Although you can buy and sell mutual funds through just about any stock broker, you’ll save on trade commissions by creating a direct account with a mutual fund company like Vanguard.
The downside to investing this way, however, is that you’ll need to know what you’re doing. When you open an account, you’ll need to choose one or more mutual funds in which to invest. This step paralyzes a lot of people.
In addition, most mutual funds require minimum investments of $1,000 or more. In my experience, it’s also more difficult to set up automatic investments using a Vanguard mutual fund account.
Wealthsimple is a simple automatic investing platform. They make sure that you have a balanced portfolio of ETFs, which are low-fee funds. ETFs help make sure you’re invested across the whole stock market.
Wealthsimple also offers socially responsible investing options.
With Wealthsimple, you don’t pay any trading, account transfer, or rebalancing fees. They have a simple, 0.5 percent fee for portfolios of $0-$100,000. Any portfolio larger than that has a fee of 0.4 percent.

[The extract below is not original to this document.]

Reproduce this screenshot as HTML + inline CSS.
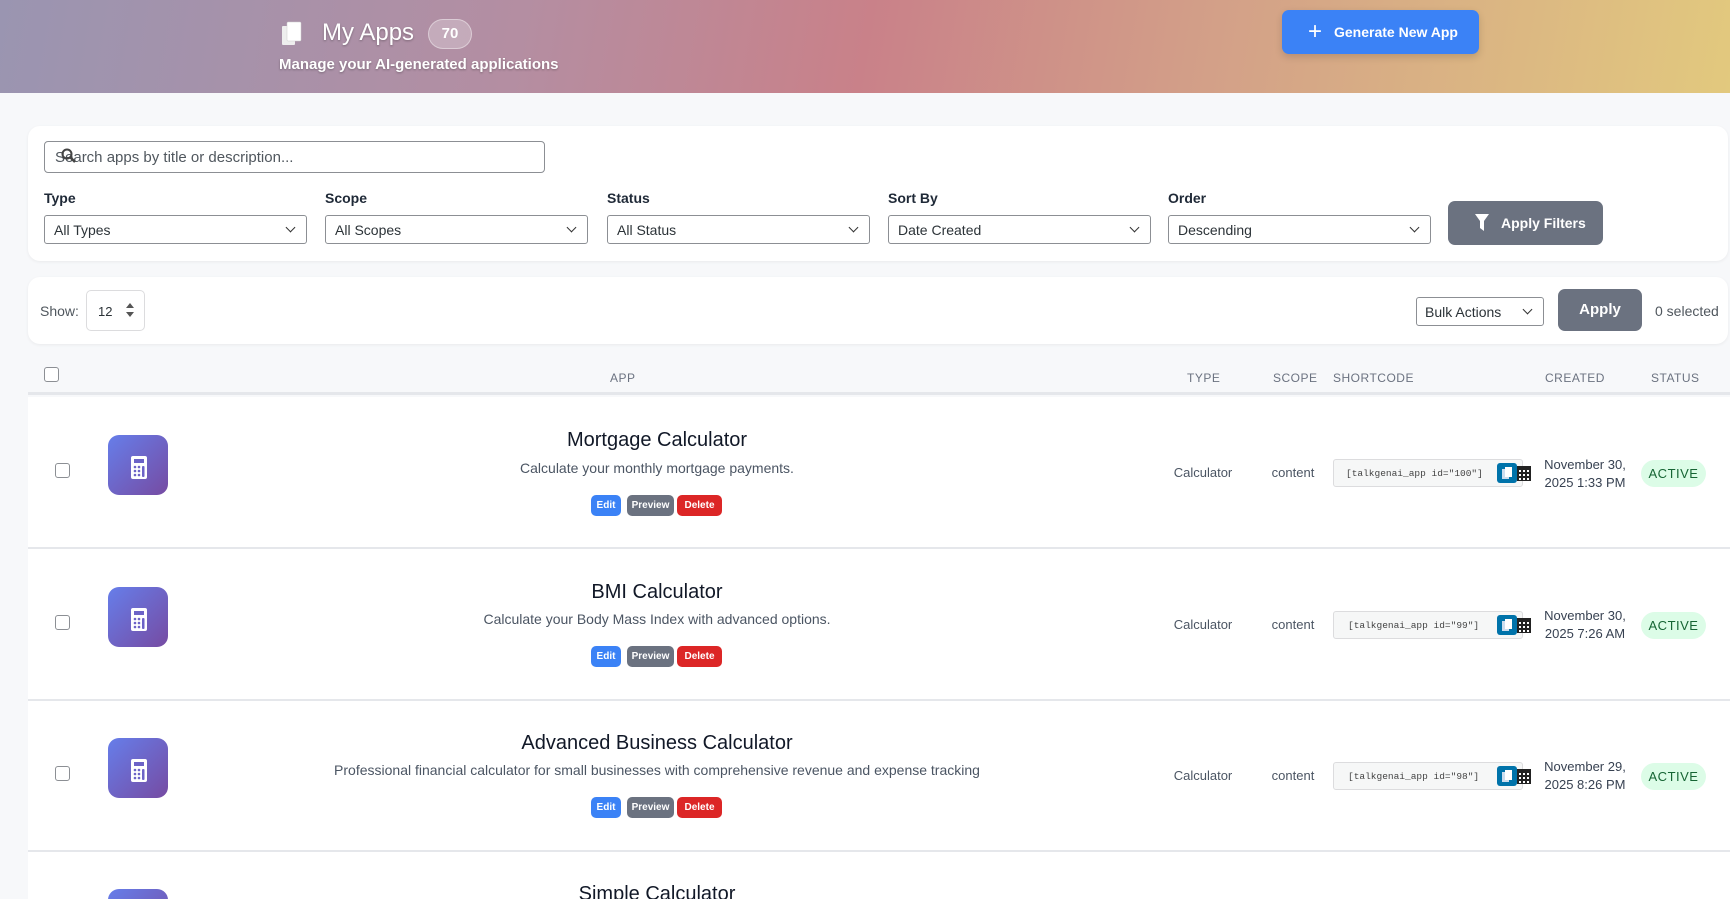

The best investment accounts for a young or first-time investor meets the following criteria:
- Doesn’t overwhelm you
- Doesn’t cost too much or penalize you for a small opening balance
- Makes it easy to set up automatic investments to help you build wealth
Not surprisingly, I think the newer robo-advisors have a significant advantage over traditional brokerages and mutual fund companies when it comes to appealing to young investors. They’re transparent, uncomplicated, fairly priced, and mobile-ready. At the end of the day, however, it doesn’t matter as much where you invest but that you invest somewhere.